### DATA EXTRACT
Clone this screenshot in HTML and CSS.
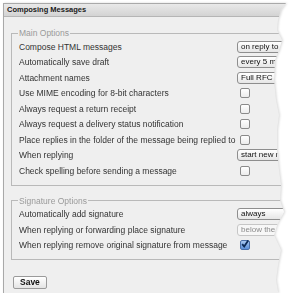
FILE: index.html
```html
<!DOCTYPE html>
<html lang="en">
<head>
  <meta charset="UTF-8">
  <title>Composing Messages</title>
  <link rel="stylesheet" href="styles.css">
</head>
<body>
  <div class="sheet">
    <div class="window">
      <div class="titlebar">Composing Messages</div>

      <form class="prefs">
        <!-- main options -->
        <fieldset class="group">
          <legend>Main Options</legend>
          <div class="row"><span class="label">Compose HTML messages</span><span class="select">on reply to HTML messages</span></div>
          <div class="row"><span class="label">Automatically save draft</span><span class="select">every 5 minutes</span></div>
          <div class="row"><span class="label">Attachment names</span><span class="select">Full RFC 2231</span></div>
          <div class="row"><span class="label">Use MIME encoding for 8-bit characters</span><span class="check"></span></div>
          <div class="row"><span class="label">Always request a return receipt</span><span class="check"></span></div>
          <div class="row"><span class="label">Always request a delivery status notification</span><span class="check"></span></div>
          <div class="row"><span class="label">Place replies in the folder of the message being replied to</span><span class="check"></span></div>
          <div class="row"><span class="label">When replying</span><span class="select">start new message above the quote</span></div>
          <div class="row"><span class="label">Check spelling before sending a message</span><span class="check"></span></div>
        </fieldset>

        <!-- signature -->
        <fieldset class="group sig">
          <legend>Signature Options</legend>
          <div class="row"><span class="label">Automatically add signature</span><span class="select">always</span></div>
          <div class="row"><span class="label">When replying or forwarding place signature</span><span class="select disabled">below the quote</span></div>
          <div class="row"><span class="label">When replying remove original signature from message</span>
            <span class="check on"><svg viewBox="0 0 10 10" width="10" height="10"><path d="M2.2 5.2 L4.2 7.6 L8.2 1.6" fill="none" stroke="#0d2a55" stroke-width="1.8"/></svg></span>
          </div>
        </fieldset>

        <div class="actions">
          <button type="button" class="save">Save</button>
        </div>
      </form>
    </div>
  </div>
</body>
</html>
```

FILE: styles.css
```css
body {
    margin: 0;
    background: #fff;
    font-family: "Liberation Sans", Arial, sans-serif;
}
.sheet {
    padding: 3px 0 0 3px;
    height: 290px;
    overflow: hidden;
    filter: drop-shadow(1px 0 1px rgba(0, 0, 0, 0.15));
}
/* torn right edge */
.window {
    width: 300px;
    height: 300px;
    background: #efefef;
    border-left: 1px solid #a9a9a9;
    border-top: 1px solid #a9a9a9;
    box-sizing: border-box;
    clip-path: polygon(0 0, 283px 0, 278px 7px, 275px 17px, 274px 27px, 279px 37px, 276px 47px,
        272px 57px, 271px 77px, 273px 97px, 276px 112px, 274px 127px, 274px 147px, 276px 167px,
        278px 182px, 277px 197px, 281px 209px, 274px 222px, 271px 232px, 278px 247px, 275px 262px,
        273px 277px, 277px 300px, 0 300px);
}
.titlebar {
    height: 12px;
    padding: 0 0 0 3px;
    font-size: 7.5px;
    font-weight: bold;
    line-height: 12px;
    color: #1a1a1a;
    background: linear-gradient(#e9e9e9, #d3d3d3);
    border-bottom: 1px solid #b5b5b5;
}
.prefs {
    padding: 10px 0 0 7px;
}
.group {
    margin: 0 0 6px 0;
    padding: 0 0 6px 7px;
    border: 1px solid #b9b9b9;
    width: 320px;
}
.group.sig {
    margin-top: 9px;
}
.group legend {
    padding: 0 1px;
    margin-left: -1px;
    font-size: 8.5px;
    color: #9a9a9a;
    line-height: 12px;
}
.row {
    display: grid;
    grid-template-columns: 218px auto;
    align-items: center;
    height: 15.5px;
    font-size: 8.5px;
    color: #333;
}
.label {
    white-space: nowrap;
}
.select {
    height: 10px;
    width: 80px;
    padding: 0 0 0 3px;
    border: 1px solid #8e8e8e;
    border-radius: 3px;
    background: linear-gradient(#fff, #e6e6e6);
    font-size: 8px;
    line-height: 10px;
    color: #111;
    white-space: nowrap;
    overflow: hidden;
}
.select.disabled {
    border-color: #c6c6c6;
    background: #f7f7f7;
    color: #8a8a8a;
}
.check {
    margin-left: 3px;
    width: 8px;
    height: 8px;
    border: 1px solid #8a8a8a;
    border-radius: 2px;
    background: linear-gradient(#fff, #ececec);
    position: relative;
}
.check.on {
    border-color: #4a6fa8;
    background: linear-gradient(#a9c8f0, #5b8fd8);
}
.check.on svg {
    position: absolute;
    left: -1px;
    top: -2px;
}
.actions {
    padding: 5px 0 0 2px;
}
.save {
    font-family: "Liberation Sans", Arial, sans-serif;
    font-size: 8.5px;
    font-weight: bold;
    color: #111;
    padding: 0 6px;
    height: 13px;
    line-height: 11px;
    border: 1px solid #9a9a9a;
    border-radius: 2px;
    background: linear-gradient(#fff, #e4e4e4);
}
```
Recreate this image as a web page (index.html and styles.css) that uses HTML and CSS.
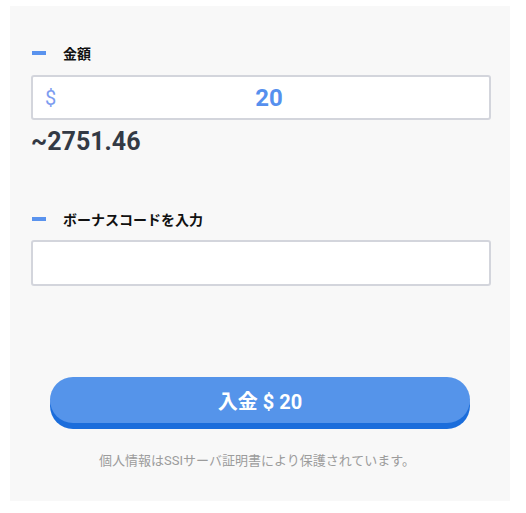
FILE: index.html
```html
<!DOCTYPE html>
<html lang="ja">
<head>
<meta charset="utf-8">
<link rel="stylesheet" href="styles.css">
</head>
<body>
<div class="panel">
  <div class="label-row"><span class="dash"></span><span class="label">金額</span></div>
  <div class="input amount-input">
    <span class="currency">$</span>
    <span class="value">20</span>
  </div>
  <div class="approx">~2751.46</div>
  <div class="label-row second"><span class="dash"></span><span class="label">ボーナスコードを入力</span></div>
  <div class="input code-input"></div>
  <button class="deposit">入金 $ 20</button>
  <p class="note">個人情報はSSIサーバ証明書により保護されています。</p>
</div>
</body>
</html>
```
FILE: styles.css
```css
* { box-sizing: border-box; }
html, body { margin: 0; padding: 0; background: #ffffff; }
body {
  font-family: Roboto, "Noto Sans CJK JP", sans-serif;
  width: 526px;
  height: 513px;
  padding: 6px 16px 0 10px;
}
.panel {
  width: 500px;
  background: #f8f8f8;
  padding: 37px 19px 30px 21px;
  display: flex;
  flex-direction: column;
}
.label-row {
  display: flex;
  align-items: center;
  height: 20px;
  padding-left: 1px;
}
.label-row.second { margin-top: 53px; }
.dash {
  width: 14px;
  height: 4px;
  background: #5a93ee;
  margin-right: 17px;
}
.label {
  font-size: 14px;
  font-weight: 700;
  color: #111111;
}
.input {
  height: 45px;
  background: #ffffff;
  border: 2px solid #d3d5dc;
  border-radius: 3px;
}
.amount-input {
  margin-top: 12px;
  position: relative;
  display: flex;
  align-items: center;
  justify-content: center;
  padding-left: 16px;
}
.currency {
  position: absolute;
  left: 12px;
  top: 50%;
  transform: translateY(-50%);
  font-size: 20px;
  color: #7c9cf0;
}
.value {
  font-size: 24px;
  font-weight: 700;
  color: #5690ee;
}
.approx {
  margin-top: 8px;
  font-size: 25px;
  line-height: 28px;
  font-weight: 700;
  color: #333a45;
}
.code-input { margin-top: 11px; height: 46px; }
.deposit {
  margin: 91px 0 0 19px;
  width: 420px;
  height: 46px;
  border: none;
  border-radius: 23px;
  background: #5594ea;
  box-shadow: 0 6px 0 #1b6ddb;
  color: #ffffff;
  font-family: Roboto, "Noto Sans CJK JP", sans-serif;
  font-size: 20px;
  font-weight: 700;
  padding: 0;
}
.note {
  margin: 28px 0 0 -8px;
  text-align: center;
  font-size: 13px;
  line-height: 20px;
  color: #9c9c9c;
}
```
######
→ EXERCISE PROMPT
Quote the records in their entirety, keeping the wording exact and excluding pictures.

→ RESULT FOR THIS EXERCISE
Clone this screenshot in HTML and CSS.
FILE: index.html
```html
<!DOCTYPE html>
<html lang="en">
<head>
  <meta charset="UTF-8">
  <title>Composing Messages</title>
  <link rel="stylesheet" href="styles.css">
</head>
<body>
  <div class="sheet">
    <div class="window">
      <div class="titlebar">Composing Messages</div>

      <form class="prefs">
        <!-- main options -->
        <fieldset class="group">
          <legend>Main Options</legend>
          <div class="row"><span class="label">Compose HTML messages</span><span class="select">on reply to HTML messages</span></div>
          <div class="row"><span class="label">Automatically save draft</span><span class="select">every 5 minutes</span></div>
          <div class="row"><span class="label">Attachment names</span><span class="select">Full RFC 2231</span></div>
          <div class="row"><span class="label">Use MIME encoding for 8-bit characters</span><span class="check"></span></div>
          <div class="row"><span class="label">Always request a return receipt</span><span class="check"></span></div>
          <div class="row"><span class="label">Always request a delivery status notification</span><span class="check"></span></div>
          <div class="row"><span class="label">Place replies in the folder of the message being replied to</span><span class="check"></span></div>
          <div class="row"><span class="label">When replying</span><span class="select">start new message above the quote</span></div>
          <div class="row"><span class="label">Check spelling before sending a message</span><span class="check"></span></div>
        </fieldset>

        <!-- signature -->
        <fieldset class="group sig">
          <legend>Signature Options</legend>
          <div class="row"><span class="label">Automatically add signature</span><span class="select">always</span></div>
          <div class="row"><span class="label">When replying or forwarding place signature</span><span class="select disabled">below the quote</span></div>
          <div class="row"><span class="label">When replying remove original signature from message</span>
            <span class="check on"><svg viewBox="0 0 10 10" width="10" height="10"><path d="M2.2 5.2 L4.2 7.6 L8.2 1.6" fill="none" stroke="#0d2a55" stroke-width="1.8"/></svg></span>
          </div>
        </fieldset>

        <div class="actions">
          <button type="button" class="save">Save</button>
        </div>
      </form>
    </div>
  </div>
</body>
</html>
```

FILE: styles.css
```css
body {
    margin: 0;
    background: #fff;
    font-family: "Liberation Sans", Arial, sans-serif;
}
.sheet {
    padding: 3px 0 0 3px;
    height: 290px;
    overflow: hidden;
    filter: drop-shadow(1px 0 1px rgba(0, 0, 0, 0.15));
}
/* torn right edge */
.window {
    width: 300px;
    height: 300px;
    background: #efefef;
    border-left: 1px solid #a9a9a9;
    border-top: 1px solid #a9a9a9;
    box-sizing: border-box;
    clip-path: polygon(0 0, 283px 0, 278px 7px, 275px 17px, 274px 27px, 279px 37px, 276px 47px,
        272px 57px, 271px 77px, 273px 97px, 276px 112px, 274px 127px, 274px 147px, 276px 167px,
        278px 182px, 277px 197px, 281px 209px, 274px 222px, 271px 232px, 278px 247px, 275px 262px,
        273px 277px, 277px 300px, 0 300px);
}
.titlebar {
    height: 12px;
    padding: 0 0 0 3px;
    font-size: 7.5px;
    font-weight: bold;
    line-height: 12px;
    color: #1a1a1a;
    background: linear-gradient(#e9e9e9, #d3d3d3);
    border-bottom: 1px solid #b5b5b5;
}
.prefs {
    padding: 10px 0 0 7px;
}
.group {
    margin: 0 0 6px 0;
    padding: 0 0 6px 7px;
    border: 1px solid #b9b9b9;
    width: 320px;
}
.group.sig {
    margin-top: 9px;
}
.group legend {
    padding: 0 1px;
    margin-left: -1px;
    font-size: 8.5px;
    color: #9a9a9a;
    line-height: 12px;
}
.row {
    display: grid;
    grid-template-columns: 218px auto;
    align-items: center;
    height: 15.5px;
    font-size: 8.5px;
    color: #333;
}
.label {
    white-space: nowrap;
}
.select {
    height: 10px;
    width: 80px;
    padding: 0 0 0 3px;
    border: 1px solid #8e8e8e;
    border-radius: 3px;
    background: linear-gradient(#fff, #e6e6e6);
    font-size: 8px;
    line-height: 10px;
    color: #111;
    white-space: nowrap;
    overflow: hidden;
}
.select.disabled {
    border-color: #c6c6c6;
    background: #f7f7f7;
    color: #8a8a8a;
}
.check {
    margin-left: 3px;
    width: 8px;
    height: 8px;
    border: 1px solid #8a8a8a;
    border-radius: 2px;
    background: linear-gradient(#fff, #ececec);
    position: relative;
}
.check.on {
    border-color: #4a6fa8;
    background: linear-gradient(#a9c8f0, #5b8fd8);
}
.check.on svg {
    position: absolute;
    left: -1px;
    top: -2px;
}
.actions {
    padding: 5px 0 0 2px;
}
.save {
    font-family: "Liberation Sans", Arial, sans-serif;
    font-size: 8.5px;
    font-weight: bold;
    color: #111;
    padding: 0 6px;
    height: 13px;
    line-height: 11px;
    border: 1px solid #9a9a9a;
    border-radius: 2px;
    background: linear-gradient(#fff, #e4e4e4);
}
```
Recreate this image as a web page (index.html and styles.css) that uses HTML and CSS.
FILE: index.html
```html
<!DOCTYPE html>
<html lang="ja">
<head>
<meta charset="utf-8">
<link rel="stylesheet" href="styles.css">
</head>
<body>
<div class="panel">
  <div class="label-row"><span class="dash"></span><span class="label">金額</span></div>
  <div class="input amount-input">
    <span class="currency">$</span>
    <span class="value">20</span>
  </div>
  <div class="approx">~2751.46</div>
  <div class="label-row second"><span class="dash"></span><span class="label">ボーナスコードを入力</span></div>
  <div class="input code-input"></div>
  <button class="deposit">入金 $ 20</button>
  <p class="note">個人情報はSSIサーバ証明書により保護されています。</p>
</div>
</body>
</html>
```
FILE: styles.css
```css
* { box-sizing: border-box; }
html, body { margin: 0; padding: 0; background: #ffffff; }
body {
  font-family: Roboto, "Noto Sans CJK JP", sans-serif;
  width: 526px;
  height: 513px;
  padding: 6px 16px 0 10px;
}
.panel {
  width: 500px;
  background: #f8f8f8;
  padding: 37px 19px 30px 21px;
  display: flex;
  flex-direction: column;
}
.label-row {
  display: flex;
  align-items: center;
  height: 20px;
  padding-left: 1px;
}
.label-row.second { margin-top: 53px; }
.dash {
  width: 14px;
  height: 4px;
  background: #5a93ee;
  margin-right: 17px;
}
.label {
  font-size: 14px;
  font-weight: 700;
  color: #111111;
}
.input {
  height: 45px;
  background: #ffffff;
  border: 2px solid #d3d5dc;
  border-radius: 3px;
}
.amount-input {
  margin-top: 12px;
  position: relative;
  display: flex;
  align-items: center;
  justify-content: center;
  padding-left: 16px;
}
.currency {
  position: absolute;
  left: 12px;
  top: 50%;
  transform: translateY(-50%);
  font-size: 20px;
  color: #7c9cf0;
}
.value {
  font-size: 24px;
  font-weight: 700;
  color: #5690ee;
}
.approx {
  margin-top: 8px;
  font-size: 25px;
  line-height: 28px;
  font-weight: 700;
  color: #333a45;
}
.code-input { margin-top: 11px; height: 46px; }
.deposit {
  margin: 91px 0 0 19px;
  width: 420px;
  height: 46px;
  border: none;
  border-radius: 23px;
  background: #5594ea;
  box-shadow: 0 6px 0 #1b6ddb;
  color: #ffffff;
  font-family: Roboto, "Noto Sans CJK JP", sans-serif;
  font-size: 20px;
  font-weight: 700;
  padding: 0;
}
.note {
  margin: 28px 0 0 -8px;
  text-align: center;
  font-size: 13px;
  line-height: 20px;
  color: #9c9c9c;
}
```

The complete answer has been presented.